The withdrawal of multinational advertising from Kremlin TV would not be entirely unprecedented either. Indeed, a number of major international companies have already begun adopting a similar approach towards advertising in Belarus in response to the country’s brutal crackdown on a pro-democracy protest movement, he writes for the Atlantic Council.
Berlin continues to believe it exerts unique influence over Moscow which its allies lack, The FT adds.
“Germany has persuaded itself, with Russian encouragement, that it has a special relationship with Moscow and a special responsibility for preserving peace in Europe,” says Ian Bond, director of foreign policy at the Centre for European Reform. “And [it] sees Ukraine’s freely-expressed interest in getting closer to the west as a secondary issue.”
But the crisis “must not be viewed as a contest between large geopolitical entities,” says Oleksandr Sushko, executive director of Ukraine’s International Renaissance Foundation. “It is a contest between freedom and tyranny, and the West must not find itself humming along to the Kremlin’s song.”

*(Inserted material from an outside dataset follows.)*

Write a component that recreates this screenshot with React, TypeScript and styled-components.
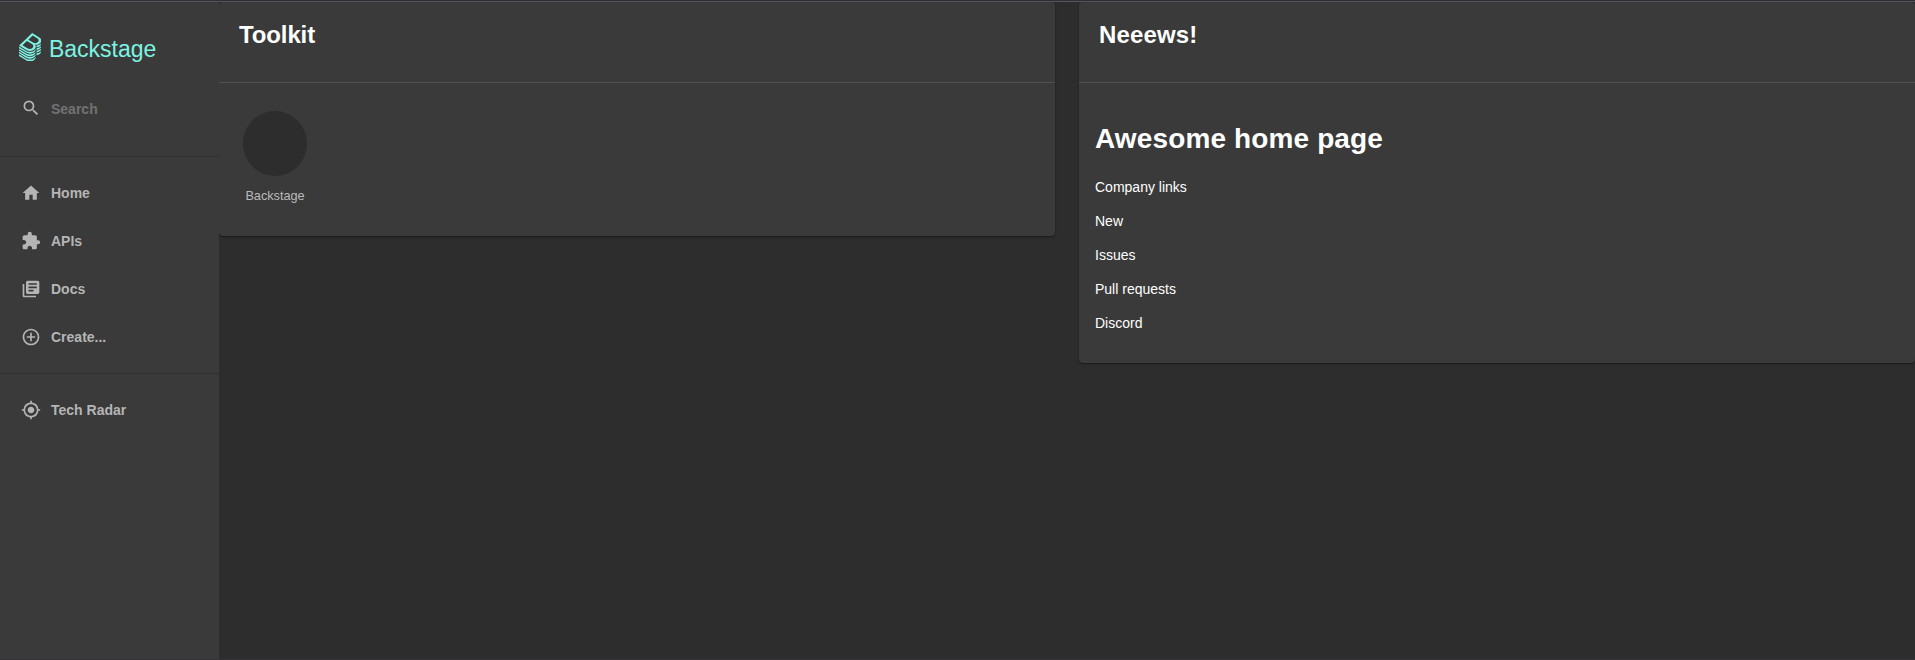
import React from 'react';
import styled, { createGlobalStyle } from 'styled-components';
import {
  MdAddCircleOutline,
  MdExtension,
  MdHome,
  MdLibraryBooks,
  MdMyLocation,
  MdSearch,
} from 'react-icons/md';

const GlobalStyle = createGlobalStyle`
  * { box-sizing: border-box; }
  body {
    margin: 0;
    background: #2d2d2d;
    color: #fff;
    font-family: "Liberation Sans", Arial, Helvetica, sans-serif;
    font-size: 14px;
    overflow: hidden;
  }
`;

const Page = styled.div`
  display: flex;
  height: 660px;
  border-top: 1px solid #302f35;
  border-bottom: 1px solid #383236;
  background: #2d2d2d;
`;

const Frame = styled.div`
  display: flex;
  flex: 1;
  border-top: 1px solid #545459;
`;

const Sidebar = styled.nav`
  display: flex;
  flex-direction: column;
  width: 219px;
  background: #3a3a3a;
  z-index: 1;
`;

const Brand = styled.div`
  display: flex;
  height: 82px;
  padding: 31px 0 0 19px;
  gap: 7.6px;
  color: #7df3e1;
`;

const BrandName = styled.span`
  font-size: 23px;
  line-height: 26px;
  margin-top: 3px;
`;

const NavItem = styled.a<{ $muted?: boolean }>`
  display: flex;
  align-items: center;
  height: 48px;
  padding-left: 21px;
  gap: 10px;
  color: #b5b5b5;
  font-weight: 700;

  span {
    line-height: 20px;
    color: ${({ $muted }) => ($muted ? '#727272' : 'inherit')};
    padding-top: ${({ $muted }) => ($muted ? '2px' : '0')};
  }
`;

const NavRule = styled.hr<{ $top?: number }>`
  width: 100%;
  height: 1px;
  margin: ${({ $top = 12 }) => $top}px 0 12px;
  border: 0;
  background: #303030;
`;

const Content = styled.main`
  display: grid;
  grid-template-columns: 1fr 1fr;
  column-gap: 24px;
  align-items: start;
  flex: 1;
`;

const Card = styled.section<{ $height: number }>`
  height: ${({ $height }) => $height}px;
  border-radius: 4px;
  background: #3a3a3a;
  box-shadow: 0 1px 1px rgba(0, 0, 0, 0.3), 0 1px 3px rgba(0, 0, 0, 0.16);
`;

const CardHeader = styled.header`
  height: 81px;
  padding: 19px 0 0 20px;
  border-bottom: 1px solid #505050;
`;

const CardTitle = styled.h2<{ $tracking: number }>`
  margin: 0;
  font-size: 24px;
  line-height: 28px;
  letter-spacing: ${({ $tracking }) => $tracking}px;
`;

const Tools = styled.div`
  display: flex;
  padding: 28px 0 0 24px;
`;

const Tool = styled.div`
  display: flex;
  flex-direction: column;
  align-items: center;
  width: 64px;
  color: #bababa;
  font-size: 12.7px;
  line-height: 16px;
`;

const ToolCircle = styled.div`
  width: 64px;
  height: 65px;
  margin-bottom: 12px;
  border-radius: 50%;
  background: #2d2d2d;
`;

const News = styled.div`
  padding: 39px 16px 0;
`;

const Headline = styled.h1`
  margin: 0 0 21px;
  font-size: 28px;
  line-height: 34px;
  letter-spacing: 0.13px;
`;

const NewsLine = styled.p`
  margin: 0 0 14px;
  line-height: 20px;
`;

const BackstageIcon = () => (
  <svg width="22.4" height="28.4" viewBox="0 0 337.46 428.5" fill="currentColor">
    <path d="M303,166.05a80.69,80.69,0,0,0,13.45-10.37c.79-.77,1.55-1.53,2.3-2.3a83.12,83.12,0,0,0,7.93-9.38A63.69,63.69,0,0,0,333,133.23a48.58,48.58,0,0,0,4.35-16.4c1.49-19.39-10-38.67-35.62-54.22L198.56,0,78.3,115.23,0,190.25l108.6,65.91a111.59,111.59,0,0,0,57.76,16.41c24.92,0,48.8-8.8,66.42-25.69,19.16-18.36,25.52-42.12,13.7-61.87a49.22,49.22,0,0,0-6.8-8.87A89.17,89.17,0,0,0,259,178.29h.15a85.08,85.08,0,0,0,31-5.79A80.88,80.88,0,0,0,303,166.05ZM202.45,225.86c-19.32,18.51-50.4,21.23-75.7,5.9L51.61,186.15l67.45-64.64,76.41,46.38C223,184.58,221.49,207.61,202.45,225.86Zm8.93-82.22-70.65-42.89L205.14,39,274.51,81.1c25.94,15.72,29.31,37,10.55,55A60.69,60.69,0,0,1,211.38,143.64Zm29.86,190c-19.57,18.75-46.17,29.09-74.88,29.09a123.73,123.73,0,0,1-64.1-18.2L0,282.52v24.67L108.6,373.1a111.6,111.6,0,0,0,57.76,16.42c24.92,0,48.8-8.81,66.42-25.69,12.88-12.34,20-27.13,19.68-41.49v-1.79A87.27,87.27,0,0,1,241.24,333.68Zm0-39c-19.57,18.75-46.17,29.08-74.88,29.08a123.81,123.81,0,0,1-64.1-18.19L0,243.53v24.68l108.6,65.91a111.6,111.6,0,0,0,57.76,16.42c24.92,0,48.8-8.81,66.42-25.69,12.88-12.34,20-27.13,19.68-41.5v-1.78A87.27,87.27,0,0,1,241.24,294.7Zm0-39c-19.57,18.76-46.17,29.09-74.88,29.09a123.81,123.81,0,0,1-64.1-18.19L0,204.55v24.68l108.6,65.91a111.59,111.59,0,0,0,57.76,16.41c24.92,0,48.8-8.8,66.42-25.68,12.88-12.35,20-27.13,19.68-41.5v-1.82A86.09,86.09,0,0,1,241.24,255.71Zm83.7,25.74a94.15,94.15,0,0,1-60.2,25.86h0V334a81.6,81.6,0,0,0,51.74-22.37c14-13.38,21.14-28.11,21-42.64v-2.19A94.92,94.92,0,0,1,324.94,281.45Zm-83.7,91.21c-19.57,18.76-46.17,29.09-74.88,29.09a123.73,123.73,0,0,1-64.1-18.2L0,321.5v24.68l108.6,65.9a111.6,111.6,0,0,0,57.76,16.42c24.92,0,48.8-8.8,66.42-25.69,12.88-12.34,20-27.13,19.68-41.49v-1.79A86.29,86.29,0,0,1,241.24,372.66ZM327,162.45c-.68.69-1.35,1.38-2.05,2.06a94.37,94.37,0,0,1-10.64,8.65,91.35,91.35,0,0,1-11.6,7,94.53,94.53,0,0,1-26.24,8.71,97.69,97.69,0,0,1-14.16,1.57c.5,1.61.9,3.25,1.25,4.9a53.27,53.27,0,0,1,1.14,12V217h.05a84.41,84.41,0,0,0,25.35-5.55,81,81,0,0,0,26.39-16.82c.8-.77,1.5-1.56,2.26-2.34a82.08,82.08,0,0,0,7.93-9.38A63.76,63.76,0,0,0,333,172.17a48.55,48.55,0,0,0,4.32-16.45c.09-1.23.2-2.47.19-3.7V150q-1.08,1.54-2.25,3.09A96.73,96.73,0,0,1,327,162.45Zm0,77.92c-.69.7-1.31,1.41-2,2.1a94.2,94.2,0,0,1-60.2,25.86h0l0,26.67h0a81.6,81.6,0,0,0,51.74-22.37A73.51,73.51,0,0,0,333,250.13a48.56,48.56,0,0,0,4.32-16.44c.09-1.24.2-2.47.19-3.71v-2.19c-.74,1.07-1.46,2.15-2.27,3.21A95.68,95.68,0,0,1,327,240.37Zm0-39c-.69.7-1.31,1.41-2,2.1a93.18,93.18,0,0,1-10.63,8.65,91.63,91.63,0,0,1-11.63,7,95.47,95.47,0,0,1-37.94,10.18h0V256h0a81.65,81.65,0,0,0,51.74-22.37c.8-.77,1.5-1.56,2.26-2.34a82.08,82.08,0,0,0,7.93-9.38A63.76,63.76,0,0,0,333,211.15a48.56,48.56,0,0,0,4.32-16.44c.09-1.24.2-2.48.19-3.71v-2.2c-.74,1.08-1.46,2.16-2.27,3.22A95.68,95.68,0,0,1,327,201.39Z" />
  </svg>
);

const mainLinks = [
  { label: 'Home', Icon: MdHome },
  { label: 'APIs', Icon: MdExtension },
  { label: 'Docs', Icon: MdLibraryBooks },
  { label: 'Create...', Icon: MdAddCircleOutline },
];

const newsLines = ['Company links', 'New', 'Issues', 'Pull requests', 'Discord'];

export default function App() {
  return (
    <>
      <GlobalStyle />
      <Page>
        <Frame>
          <Sidebar>
            <Brand>
              <BackstageIcon />
              <BrandName>Backstage</BrandName>
            </Brand>
            <NavItem $muted>
              <MdSearch size={20} />
              <span>Search</span>
            </NavItem>
            <NavRule $top={24} />
            {mainLinks.map(({ label, Icon }) => (
              <NavItem key={label}>
                <Icon size={20} />
                <span>{label}</span>
              </NavItem>
            ))}
            <NavRule />
            <NavItem>
              <MdMyLocation size={20} />
              <span>Tech Radar</span>
            </NavItem>
          </Sidebar>
          <Content>
            <Card $height={234}>
              <CardHeader>
                <CardTitle $tracking={-0.12}>Toolkit</CardTitle>
              </CardHeader>
              <Tools>
                <Tool>
                  <ToolCircle />
                  Backstage
                </Tool>
              </Tools>
            </Card>
            <Card $height={361}>
              <CardHeader>
                <CardTitle $tracking={0.14}>Neeews!</CardTitle>
              </CardHeader>
              <News>
                <Headline>Awesome home page</Headline>
                {newsLines.map((line) => (
                  <NewsLine key={line}>{line}</NewsLine>
                ))}
              </News>
            </Card>
          </Content>
        </Frame>
      </Page>
    </>
  );
}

U.S. imposed sanctions against Russia “would hit the Russian economy hard” and “Putin knows it,” said former Ambassador and NED board member Daniel Fried (below), who was in charge of coming up with the sanctions against Russia in 2014.
But sanctions will also likely have a negative impact on the West’s economies, analysts caution.
“At some point, the West will have to sacrifice a little bit of its well-being if the goal is to deter Putin,” said Snegovaya, a visiting scholar at George Washington University and co-author, with Anders Åslund, of a 2021 Atlantic Council report, The impact of Western sanctions on Russia and how they can be made even more effective.
“U.S. inflation further constrains the administration’s actions,” she added. “Inflation is already unprecedented for the last 30 years. Any action against Russia that is dramatic will lead to changes in oil and gas prices.”
Germany is particularly sensitivities over the issue of sanctions, The FT reports.
“Today, Germany is the biggest western power with real, substantial interest in economic ties with Russia,” says Dmitri Trenin, head of the Carnegie Moscow Centre. “Thus it will lose the most through sanctions on Russia, unlike the US and the UK, who will lose next to nothing.”
On the other hand……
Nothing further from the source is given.